After losing tens of thousands of lives to terror attacks during the last decade, an across the board consensus has developed amongst Pakistan’s mainstream political forces that the policy of nurturing militants against regional adversaries has backfired on Pakistan and it risks facing international isolation due to belligerent policies of Pakistan’s security establishment.

Not only Washington, but Pakistan’s ‘all-weather ally’ China, which plans to invest $62 billion in Pakistan via its China-Pakistan Economic Corridor (CPEC) projects, has also made its reservations public regarding Pakistan’s continued support to the aforementioned jihadist groups.

Thus, excluding a handful of far-right Islamist political parties that are funded by the Gulf’s petro-dollars and historically garner less than 10% votes of Pakistan’s electorate, all the civilian political forces are in favor of turning a new leaf in Pakistan’s checkered political history by endorsing the government’s decision of an indiscriminate crackdown on militant outfits operating in Pakistan.

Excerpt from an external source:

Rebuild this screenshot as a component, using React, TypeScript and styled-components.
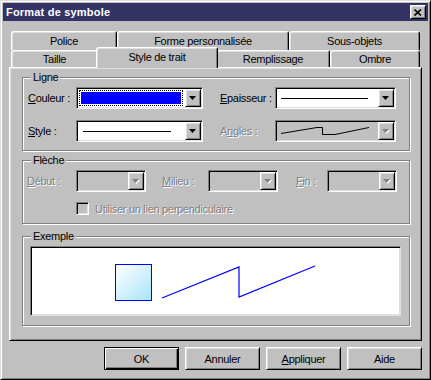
import React from 'react';
import styled, { createGlobalStyle, css } from 'styled-components';

const FACE = '#c0c0c0';
const SHADOW = '#808080';
const LIGHT = '#dfdfdf';

const GlobalStyle = createGlobalStyle`
  html, body {
    margin: 0;
    padding: 0;
    background: ${FACE};
  }
  body {
    font-family: 'Liberation Sans', Arial, sans-serif;
    font-size: 11px;
    letter-spacing: -0.3px;
    color: #000;
  }
`;

const raised = css`
  border: 1px solid;
  border-color: #fff #000 #000 #fff;
  box-shadow: inset 1px 1px ${LIGHT}, inset -1px -1px ${SHADOW};
  background: ${FACE};
`;

const sunken = css`
  border: 1px solid;
  border-color: ${SHADOW} #fff #fff ${SHADOW};
  box-shadow: inset 1px 1px #000, inset -1px -1px ${LIGHT};
  padding: 1px;
`;

const Window = styled.div`
  box-sizing: border-box;
  width: 431px;
  height: 380px;
  border: 1px solid;
  border-color: ${LIGHT} #000 #000 ${LIGHT};
  box-shadow: inset 1px 1px #fff, inset -1px -1px ${SHADOW};
  padding: 2px;
  background: ${FACE};
  display: flex;
  flex-direction: column;
`;

const TitleBar = styled.div`
  height: 18px;
  flex: none;
  background: #333366;
  display: flex;
  align-items: center;
  justify-content: space-between;
  padding: 0 2px 0 3px;
`;

const Title = styled.span`
  color: #fff;
  font-weight: bold;
  letter-spacing: 0.2px;
`;

const CloseButton = styled.button`
  ${raised};
  box-sizing: border-box;
  width: 16px;
  height: 14px;
  padding: 0;
  display: flex;
  align-items: center;
  justify-content: center;
`;

const Body = styled.div`
  padding: 10px 6px 0;
  display: flex;
  flex-direction: column;
`;

const TabStrip = styled.div`
  padding: 0 2px;
  display: flex;
  flex-direction: column;
`;

const TabRow = styled.div<{ $h: number }>`
  height: ${p => p.$h}px;
  display: flex;
`;

const Tab = styled.div<{ $w: number; $active?: boolean }>`
  box-sizing: border-box;
  flex: none;
  width: ${p => p.$w}px;
  display: flex;
  align-items: center;
  justify-content: center;
  border: 1px solid;
  border-bottom: none;
  border-color: #fff #000 transparent #fff;
  border-radius: 3px 3px 0 0;
  box-shadow: inset 1px 1px ${LIGHT}, inset -1px 0 ${SHADOW};
  background: ${FACE};
  white-space: nowrap;

  ${p =>
    p.$active &&
    css`
      position: relative;
      z-index: 1;
      align-self: flex-start;
      width: ${p.$w + 4}px;
      height: 21px;
      margin: -3px -2px 0;
      padding-bottom: 3px;
    `}
`;

const Panel = styled.div`
  box-sizing: border-box;
  height: 274px;
  border: 1px solid;
  border-color: #fff #000 #000 #fff;
  box-shadow: inset 1px 1px ${LIGHT}, inset -1px -1px ${SHADOW};
  padding: 3px 11px 0 12px;
  display: flex;
  flex-direction: column;
`;

const Group = styled.fieldset<{ $mt?: number }>`
  margin: ${p => p.$mt || 0}px 0 0;
  min-width: 0;
  padding: 0;
  border: 1px solid ${SHADOW};
  box-shadow: inset 1px 1px #fff, 1px 1px #fff;
`;

const Legend = styled.legend`
  padding: 0 2px;
  margin-left: 8px;
  line-height: 13px;
  background: ${FACE};
`;

const LineGrid = styled.div`
  display: grid;
  grid-template-columns: 48px 127px 17px 55px 121px;
  grid-template-rows: 22px 22px;
  row-gap: 11px;
  align-items: center;
  padding: 3px 0 8px 5px;
`;

const FieldRow = styled.div`
  display: flex;
  align-items: center;
  padding: 3px 0 0 4px;
`;

const Label = styled.span<{ $w?: number; $ml?: number; $disabled?: boolean; $col?: number }>`
  ${p => p.$w && `width: ${p.$w}px; flex: none;`}
  ${p => p.$ml && `margin-left: ${p.$ml}px;`}
  ${p => p.$col && `grid-column: ${p.$col};`}
  white-space: nowrap;
  ${p =>
    p.$disabled &&
    css`
      color: ${SHADOW};
      text-shadow: 1px 1px #fff;
    `}
`;

const Combo = styled.div<{ $w?: number; $disabled?: boolean; $col?: number }>`
  ${sunken};
  box-sizing: border-box;
  ${p => p.$w && `width: ${p.$w}px; flex: none;`}
  ${p => p.$col && `grid-column: ${p.$col};`}
  height: 22px;
  display: flex;
  background: ${p => (p.$disabled ? FACE : '#fff')};
`;

const ComboValue = styled.div`
  flex: 1;
  min-width: 0;
  display: flex;
  align-items: center;
  padding: 1px 2px 1px 1px;
`;

const FocusRect = styled.div`
  flex: 1;
  align-self: stretch;
  border: 1px dotted #000;
  padding: 1px;
  display: flex;
`;

const ColorFill = styled.div<{ $color: string }>`
  flex: 1;
  background: ${p => p.$color};
`;

const LineSample = styled.div<{ $w: number; $ml: number }>`
  width: ${p => p.$w}px;
  margin-left: ${p => p.$ml}px;
  height: 1px;
  background: #000;
`;

const DropButton = styled.div`
  ${raised};
  box-sizing: border-box;
  width: 16px;
  flex: none;
  display: flex;
  align-items: center;
  justify-content: center;
`;

const CheckRow = styled.label`
  display: flex;
  align-items: center;
  gap: 6px;
  padding: 10px 0 8px 53px;
`;

const CheckBox = styled.span`
  ${sunken};
  box-sizing: border-box;
  width: 13px;
  height: 13px;
  background: ${FACE};
`;

const PreviewWrap = styled.div`
  padding: 3px 8px 9px 7px;
`;

const Preview = styled.div`
  ${sunken};
  box-sizing: border-box;
  height: 70px;
  background: #fff;
  border-color: ${SHADOW} ${LIGHT} ${LIGHT} ${SHADOW};
`;

const ButtonBar = styled.div`
  display: flex;
  justify-content: flex-end;
  gap: 6px;
  margin-top: 6px;
`;

const Button = styled.button<{ $default?: boolean }>`
  ${raised};
  box-sizing: border-box;
  width: 75px;
  height: 23px;
  padding: 0;
  font: inherit;
  letter-spacing: inherit;
  color: #000;
  ${p =>
    p.$default &&
    css`
      border-color: #000;
      box-shadow: inset 1px 1px #fff, inset -1px -1px #000, inset -2px -2px ${SHADOW};
    `}
`;

const Arrow = ({ disabled }: { disabled?: boolean }) => (
  <svg width="8" height="5" viewBox="0 0 8 5">
    {disabled && <polygon points="1,1 8,1 4.5,5" fill="#fff" />}
    <polygon points="0,0 7,0 3.5,4" fill={disabled ? SHADOW : '#000'} />
  </svg>
);

const ComboBox = ({
  w,
  col,
  disabled,
  children,
}: {
  w?: number;
  col?: number;
  disabled?: boolean;
  children?: React.ReactNode;
}) => (
  <Combo $w={w} $col={col} $disabled={disabled}>
    <ComboValue>{children}</ComboValue>
    <DropButton>
      <Arrow disabled={disabled} />
    </DropButton>
  </Combo>
);

export default function App() {
  return (
    <>
      <GlobalStyle />
      <Window>
        <TitleBar>
          <Title>Format de symbole</Title>
          <CloseButton aria-label="Fermer">
            <svg width="8" height="7" viewBox="0 0 8 7">
              <path d="M0.5 0.5 L7 6.5 M7 0.5 L0.5 6.5" stroke="#000" strokeWidth="1.6" />
            </svg>
          </CloseButton>
        </TitleBar>

        <Body>
          <TabStrip>
            <TabRow $h={19}>
              <Tab $w={106}>Police</Tab>
              <Tab $w={172}>Forme personnalisée</Tab>
              <Tab $w={131}>Sous-objets</Tab>
            </TabRow>
            <TabRow $h={17}>
              <Tab $w={87}>Taille</Tab>
              <Tab $w={118} $active>
                Style de trait
              </Tab>
              <Tab $w={114}>Remplissage</Tab>
              <Tab $w={90}>Ombre</Tab>
            </TabRow>
          </TabStrip>

          <Panel>
            <Group>
              <Legend>Ligne</Legend>
              <LineGrid>
                <Label>
                  <u>C</u>ouleur :
                </Label>
                <ComboBox>
                  <FocusRect>
                    <ColorFill $color="#0000ff" />
                  </FocusRect>
                </ComboBox>
                <Label $col={4}>
                  <u>E</u>paisseur :
                </Label>
                <ComboBox>
                  <LineSample $w={87} $ml={3} />
                </ComboBox>
                <Label>
                  <u>S</u>tyle :
                </Label>
                <ComboBox>
                  <LineSample $w={88} $ml={4} />
                </ComboBox>
                <Label $col={4} $disabled>
                  A<u>n</u>gles :
                </Label>
                <ComboBox disabled>
                  <svg width="90" height="12" viewBox="0 0 90 12" style={{ marginLeft: 3 }}>
                    <polyline
                      points="0,8.5 36,2.5 41.5,2.5 41.5,9.5 54,9.5 88,2.5"
                      fill="none"
                      stroke="#000"
                      strokeWidth="1"
                    />
                  </svg>
                </ComboBox>
              </LineGrid>
            </Group>

            <Group $mt={3}>
              <Legend>Flèche</Legend>
              <FieldRow>
                <Label $w={49} $disabled>
                  <u>D</u>ébut :
                </Label>
                <ComboBox w={70} disabled />
                <Label $w={46} $ml={16} $disabled>
                  <u>M</u>ilieu :
                </Label>
                <ComboBox w={70} disabled />
                <Label $w={31} $ml={18} $disabled>
                  <u>F</u>in :
                </Label>
                <ComboBox w={70} disabled />
              </FieldRow>
              <CheckRow>
                <CheckBox />
                <Label $disabled>Utiliser un lien perpendiculaire</Label>
              </CheckRow>
            </Group>

            <Group $mt={6}>
              <Legend>Exemple</Legend>
              <PreviewWrap>
                <Preview>
                  <svg width="365" height="64" viewBox="0 0 365 64">
                    <defs>
                      <linearGradient id="fill" x1="0" y1="0" x2="1" y2="1">
                        <stop offset="0" stopColor="#ffffff" />
                        <stop offset="1" stopColor="#a8e4fa" />
                      </linearGradient>
                    </defs>
                    <rect x="83.5" y="16.5" width="36" height="36" fill="url(#fill)" stroke="#0000ff" />
                    <polyline
                      points="130,50 207,19 207,49 283,18"
                      fill="none"
                      stroke="#0000ff"
                      strokeWidth="1.2"
                    />
                  </svg>
                </Preview>
              </PreviewWrap>
            </Group>
          </Panel>

          <ButtonBar>
            <Button $default>OK</Button>
            <Button>Annuler</Button>
            <Button>
              <u>A</u>ppliquer
            </Button>
            <Button>Aide</Button>
          </ButtonBar>
        </Body>
      </Window>
    </>
  );
}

But Pakistan’s security establishment jealously guards its traditional domain, the security and foreign policy of Pakistan, and still maintains a distinction between the so-called ‘good and bad’ Taliban.

Regarding Pakistan’s duplicitous stance on terrorism, it’s worth noting that there are three distinct categories of militants operating in Pakistan: the Afghanistan-focused Pashtun militants; the Kashmir-focused Punjabi militants; and foreign transnational terrorists, including the Arab militants of al-Qaeda, the Uzbek insurgents of Islamic Movement of Uzbekistan (IMU) and the Chinese Uighur jihadists of the East Turkistan Islamic Movement (ETIM).

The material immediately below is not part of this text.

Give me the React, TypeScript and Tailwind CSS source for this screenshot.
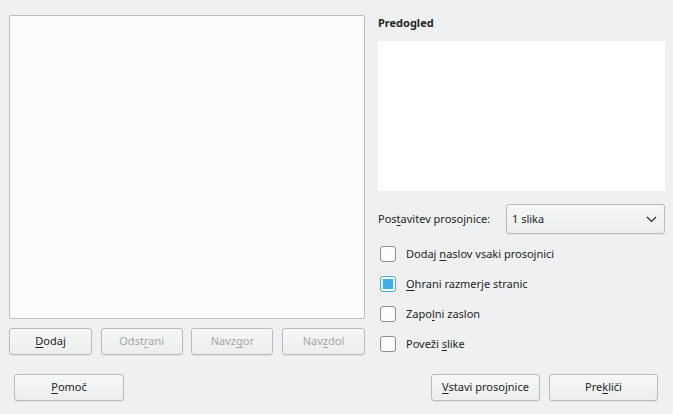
import React from 'react'

function Btn({ children, disabled, className = '' }: { children: React.ReactNode; disabled?: boolean; className?: string }) {
  return (
    <button
      className={`h-[27px] rounded-[3px] border border-[#b9bbbd] bg-gradient-to-b from-[#f6f7f7] to-[#eceded] text-[11px] shadow-[0_1px_1px_rgba(0,0,0,0.06)] ${disabled ? 'text-[#a4a6a8]' : 'text-[#232627]'} ${className}`}
    >
      {children}
    </button>
  )
}

function Mn({ children }: { children: React.ReactNode }) {
  return <span className="underline decoration-1 underline-offset-[2px]">{children}</span>
}

function Check({ checked, children }: { checked?: boolean; children: React.ReactNode }) {
  return (
    <div className="flex h-[16px] items-center gap-[10px] pl-[2px]">
      <div
        className={`flex h-[16px] w-[16px] items-center justify-center rounded-[3px] border bg-[#fcfcfc] ${checked ? 'border-[#3daee9]' : 'border-[#8a8c8e]'}`}
      >
        {checked && <div className="h-[10px] w-[10px] bg-[#3daee9]" />}
      </div>
      <span className="text-[11px] text-[#232627]">{children}</span>
    </div>
  )
}

export default function App() {
  return (
    <div className="flex h-[414px] w-[673px] flex-col bg-[#eff0f1] font-['Noto_Sans',sans-serif] text-[#232627]">
      <div className="flex gap-[13px] pl-[9px] pr-[8px] pt-[15px]">
        <div className="flex w-[356px] flex-col gap-[9px]">
          <div className="h-[304px] rounded-[2px] border border-[#b9bbbd] bg-[#fcfcfc]" />
          <div className="flex justify-between">
            <Btn className="w-[83px]">
              <Mn>D</Mn>odaj
            </Btn>
            <Btn disabled className="w-[82px]">
              Odst<Mn>r</Mn>ani
            </Btn>
            <Btn disabled className="w-[82px]">
              Navz<Mn>g</Mn>or
            </Btn>
            <Btn disabled className="w-[83px]">
              Nav<Mn>z</Mn>dol
            </Btn>
          </div>
        </div>
        <div className="flex flex-1 flex-col">
          <div className="h-[26px] pt-[1px] text-[11px] font-bold leading-[13px]">Predogled</div>
          <div className="h-[150px] bg-white" />
          <div className="mt-[13px] flex h-[30px] items-center justify-between">
            <span className="text-[11px]">
              Pos<Mn>t</Mn>avitev prosojnice:
            </span>
            <div className="flex h-[30px] w-[159px] items-center justify-between rounded-[3px] border border-[#b9bbbd] bg-gradient-to-b from-[#f6f7f7] to-[#eceded] pl-[5px] pr-[7px] text-[11px] shadow-[0_1px_1px_rgba(0,0,0,0.06)]">
              <span>1 slika</span>
              <svg width="11" height="7" viewBox="0 0 11 7" fill="none" stroke="#232627" strokeWidth="1.1">
                <path d="M1 1l4.5 4.5L10 1" />
              </svg>
            </div>
          </div>
          <div className="mt-[12px] flex flex-col gap-[14px]">
            <Check>
              Dodaj <Mn>n</Mn>aslov vsaki prosojnici
            </Check>
            <Check checked>
              <Mn>O</Mn>hrani razmerje stranic
            </Check>
            <Check>
              Zapo<Mn>l</Mn>ni zaslon
            </Check>
            <Check>
              Poveži <Mn>s</Mn>like
            </Check>
          </div>
        </div>
      </div>
      <div className="mt-[19px] flex pl-[14px] pr-[15px]">
        <Btn className="w-[110px]">
          <Mn>P</Mn>omoč
        </Btn>
        <div className="flex-1" />
        <div className="flex gap-[9px]">
          <Btn className="w-[109px]">
            <Mn>V</Mn>stavi prosojnice
          </Btn>
          <Btn className="w-[109px]">
            Pre<Mn>k</Mn>liči
          </Btn>
        </div>
      </div>
    </div>
  )
}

Compared to tens of thousands of native Pashtun and Punjabi militants, the foreign transnational terrorists number only in a few hundred and are hence inconsequential.

Tehreek-e-Taliban Pakistan (TTP), which is mainly comprised of Pashtun militants, carries out bombings against Pakistan’s state apparatus. The ethnic factor is critical here. Although the Pakistani Taliban (TTP) like to couch their rhetoric in religious terms, but it is the difference of ethnicity and language that enables them to recruit Pashtun tribesmen who are willing to carry out subversive activities against the Punjabi-dominated state apparatus, while the Kashmir-focused Punjabi militants have by and large remained loyal to their patrons in the security agencies of Pakistan.

Although Pakistan’s security establishment has been willing to conduct military operations against the Pakistani Taliban (TTP), which are regarded as a security threat to Pakistan’s state apparatus, but as far as the Kashmir-focused Punjabi militants, including the Lashkar-e-Taiba and Jaish-e-Mohammad, and the Afghanistan-focused Quetta Shura Taliban, including the Haqqani network, are concerned, they are still enjoying impunity because such militant groups are regarded as ‘strategic assets’ by Pakistan’s security agencies.

Therefore, the Sharif administration’s decision that Pakistan must act against the jihadist proxies of the security establishment or risk facing international isolation infuriated the military’s top brass, and consequently, the country’s judiciary was used to disqualify an elected prime minister in order to browbeat the civilian leadership of Pakistan.

Finally, after Trump’s recent outburst against Pakistan, many willfully blind security and defense analysts are suggesting that Pakistan needs to intensify its diplomatic efforts to persuade the new US administration that Pakistan is sincere in its fight against terrorism. But diplomacy is not a pantomime in which one can persuade one’s interlocutors merely by hollow words without substantiating the words with tangible actions.

The double game played by Pakistan’s security agencies in Afghanistan and Kashmir to destabilize its regional adversaries is in plain sight for everybody to discern and feel indignant about.

Therefore, Pakistan will have to withdraw its support from the Afghan Taliban and the Punjabi militant groups, if it is eager to maintain good working relations with the Trump administration and wants to avoid economic sanctions and international censure.